• _What to do_
Transcribe all of the data exactly. Omit the pictures.
####################
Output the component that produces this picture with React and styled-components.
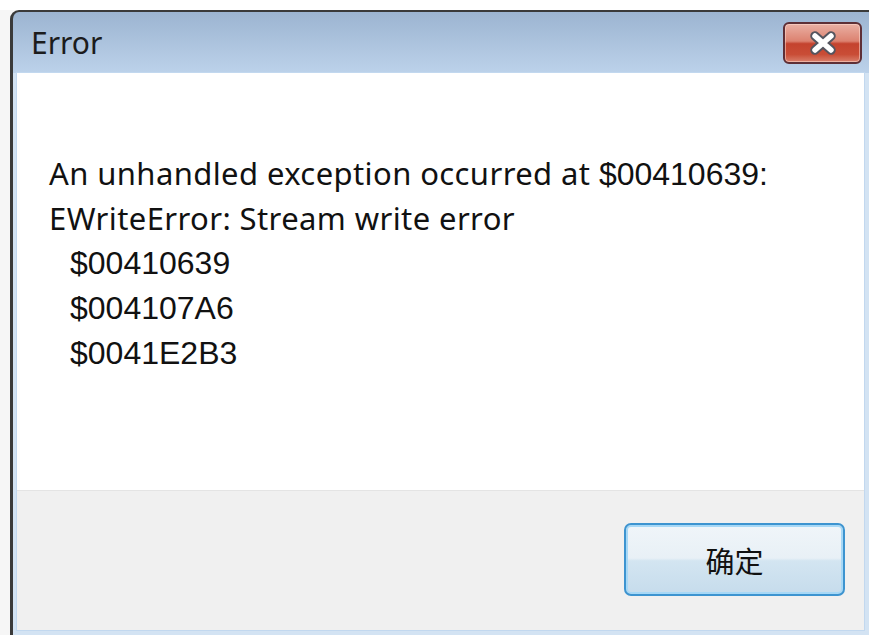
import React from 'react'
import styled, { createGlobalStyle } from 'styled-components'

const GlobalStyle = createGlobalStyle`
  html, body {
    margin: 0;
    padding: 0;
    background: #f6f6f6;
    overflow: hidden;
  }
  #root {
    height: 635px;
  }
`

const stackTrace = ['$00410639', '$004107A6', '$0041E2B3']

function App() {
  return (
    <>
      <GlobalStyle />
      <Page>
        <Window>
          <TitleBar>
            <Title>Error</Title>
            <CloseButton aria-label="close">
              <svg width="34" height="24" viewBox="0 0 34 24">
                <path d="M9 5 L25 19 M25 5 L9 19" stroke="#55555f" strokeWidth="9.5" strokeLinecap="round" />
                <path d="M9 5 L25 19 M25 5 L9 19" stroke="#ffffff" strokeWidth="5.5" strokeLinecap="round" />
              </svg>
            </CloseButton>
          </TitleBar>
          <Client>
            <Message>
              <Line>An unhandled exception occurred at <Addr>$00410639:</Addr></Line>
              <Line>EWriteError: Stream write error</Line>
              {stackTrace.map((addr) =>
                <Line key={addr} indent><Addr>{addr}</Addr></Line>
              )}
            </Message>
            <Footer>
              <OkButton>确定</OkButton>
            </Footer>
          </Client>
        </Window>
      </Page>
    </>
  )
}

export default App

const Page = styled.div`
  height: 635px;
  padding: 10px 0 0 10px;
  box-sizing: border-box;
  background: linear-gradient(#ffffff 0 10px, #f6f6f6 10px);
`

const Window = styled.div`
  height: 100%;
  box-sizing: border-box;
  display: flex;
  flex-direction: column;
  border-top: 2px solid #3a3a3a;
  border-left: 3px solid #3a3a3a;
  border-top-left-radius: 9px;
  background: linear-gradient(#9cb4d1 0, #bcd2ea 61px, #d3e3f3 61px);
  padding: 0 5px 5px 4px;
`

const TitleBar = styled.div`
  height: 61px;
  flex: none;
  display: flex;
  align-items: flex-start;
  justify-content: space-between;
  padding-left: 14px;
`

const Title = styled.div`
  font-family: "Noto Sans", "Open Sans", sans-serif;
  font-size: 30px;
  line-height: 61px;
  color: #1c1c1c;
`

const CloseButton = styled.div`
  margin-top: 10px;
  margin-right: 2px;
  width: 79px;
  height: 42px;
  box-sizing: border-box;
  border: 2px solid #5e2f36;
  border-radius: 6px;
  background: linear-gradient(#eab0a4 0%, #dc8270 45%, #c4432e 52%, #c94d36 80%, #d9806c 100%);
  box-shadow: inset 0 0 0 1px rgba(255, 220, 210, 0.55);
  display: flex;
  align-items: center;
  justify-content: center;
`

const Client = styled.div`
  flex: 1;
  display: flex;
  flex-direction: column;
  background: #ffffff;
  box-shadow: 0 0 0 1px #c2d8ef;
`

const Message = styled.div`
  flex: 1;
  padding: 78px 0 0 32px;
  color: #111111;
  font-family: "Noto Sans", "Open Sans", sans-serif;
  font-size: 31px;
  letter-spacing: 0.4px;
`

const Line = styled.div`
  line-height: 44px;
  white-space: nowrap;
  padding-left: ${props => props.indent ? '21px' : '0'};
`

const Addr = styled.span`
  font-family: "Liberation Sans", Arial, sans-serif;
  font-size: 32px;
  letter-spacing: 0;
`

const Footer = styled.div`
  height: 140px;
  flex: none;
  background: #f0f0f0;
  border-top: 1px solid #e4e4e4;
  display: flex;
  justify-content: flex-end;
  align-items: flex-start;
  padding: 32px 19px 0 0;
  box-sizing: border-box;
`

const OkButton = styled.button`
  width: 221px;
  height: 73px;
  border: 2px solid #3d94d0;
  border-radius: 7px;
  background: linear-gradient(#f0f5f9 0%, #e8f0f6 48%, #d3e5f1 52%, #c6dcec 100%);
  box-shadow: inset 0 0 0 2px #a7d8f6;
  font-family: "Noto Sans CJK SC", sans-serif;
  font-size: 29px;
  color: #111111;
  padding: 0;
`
####################
• _Result of the task_
Output the component that produces this picture with React and styled-components.
import React from 'react'
import styled, { createGlobalStyle } from 'styled-components'

const GlobalStyle = createGlobalStyle`
  html, body {
    margin: 0;
    padding: 0;
    background: #f6f6f6;
    overflow: hidden;
  }
  #root {
    height: 635px;
  }
`

const stackTrace = ['$00410639', '$004107A6', '$0041E2B3']

function App() {
  return (
    <>
      <GlobalStyle />
      <Page>
        <Window>
          <TitleBar>
            <Title>Error</Title>
            <CloseButton aria-label="close">
              <svg width="34" height="24" viewBox="0 0 34 24">
                <path d="M9 5 L25 19 M25 5 L9 19" stroke="#55555f" strokeWidth="9.5" strokeLinecap="round" />
                <path d="M9 5 L25 19 M25 5 L9 19" stroke="#ffffff" strokeWidth="5.5" strokeLinecap="round" />
              </svg>
            </CloseButton>
          </TitleBar>
          <Client>
            <Message>
              <Line>An unhandled exception occurred at <Addr>$00410639:</Addr></Line>
              <Line>EWriteError: Stream write error</Line>
              {stackTrace.map((addr) =>
                <Line key={addr} indent><Addr>{addr}</Addr></Line>
              )}
            </Message>
            <Footer>
              <OkButton>确定</OkButton>
            </Footer>
          </Client>
        </Window>
      </Page>
    </>
  )
}

export default App

const Page = styled.div`
  height: 635px;
  padding: 10px 0 0 10px;
  box-sizing: border-box;
  background: linear-gradient(#ffffff 0 10px, #f6f6f6 10px);
`

const Window = styled.div`
  height: 100%;
  box-sizing: border-box;
  display: flex;
  flex-direction: column;
  border-top: 2px solid #3a3a3a;
  border-left: 3px solid #3a3a3a;
  border-top-left-radius: 9px;
  background: linear-gradient(#9cb4d1 0, #bcd2ea 61px, #d3e3f3 61px);
  padding: 0 5px 5px 4px;
`

const TitleBar = styled.div`
  height: 61px;
  flex: none;
  display: flex;
  align-items: flex-start;
  justify-content: space-between;
  padding-left: 14px;
`

const Title = styled.div`
  font-family: "Noto Sans", "Open Sans", sans-serif;
  font-size: 30px;
  line-height: 61px;
  color: #1c1c1c;
`

const CloseButton = styled.div`
  margin-top: 10px;
  margin-right: 2px;
  width: 79px;
  height: 42px;
  box-sizing: border-box;
  border: 2px solid #5e2f36;
  border-radius: 6px;
  background: linear-gradient(#eab0a4 0%, #dc8270 45%, #c4432e 52%, #c94d36 80%, #d9806c 100%);
  box-shadow: inset 0 0 0 1px rgba(255, 220, 210, 0.55);
  display: flex;
  align-items: center;
  justify-content: center;
`

const Client = styled.div`
  flex: 1;
  display: flex;
  flex-direction: column;
  background: #ffffff;
  box-shadow: 0 0 0 1px #c2d8ef;
`

const Message = styled.div`
  flex: 1;
  padding: 78px 0 0 32px;
  color: #111111;
  font-family: "Noto Sans", "Open Sans", sans-serif;
  font-size: 31px;
  letter-spacing: 0.4px;
`

const Line = styled.div`
  line-height: 44px;
  white-space: nowrap;
  padding-left: ${props => props.indent ? '21px' : '0'};
`

const Addr = styled.span`
  font-family: "Liberation Sans", Arial, sans-serif;
  font-size: 32px;
  letter-spacing: 0;
`

const Footer = styled.div`
  height: 140px;
  flex: none;
  background: #f0f0f0;
  border-top: 1px solid #e4e4e4;
  display: flex;
  justify-content: flex-end;
  align-items: flex-start;
  padding: 32px 19px 0 0;
  box-sizing: border-box;
`

const OkButton = styled.button`
  width: 221px;
  height: 73px;
  border: 2px solid #3d94d0;
  border-radius: 7px;
  background: linear-gradient(#f0f5f9 0%, #e8f0f6 48%, #d3e5f1 52%, #c6dcec 100%);
  box-shadow: inset 0 0 0 2px #a7d8f6;
  font-family: "Noto Sans CJK SC", sans-serif;
  font-size: 29px;
  color: #111111;
  padding: 0;
`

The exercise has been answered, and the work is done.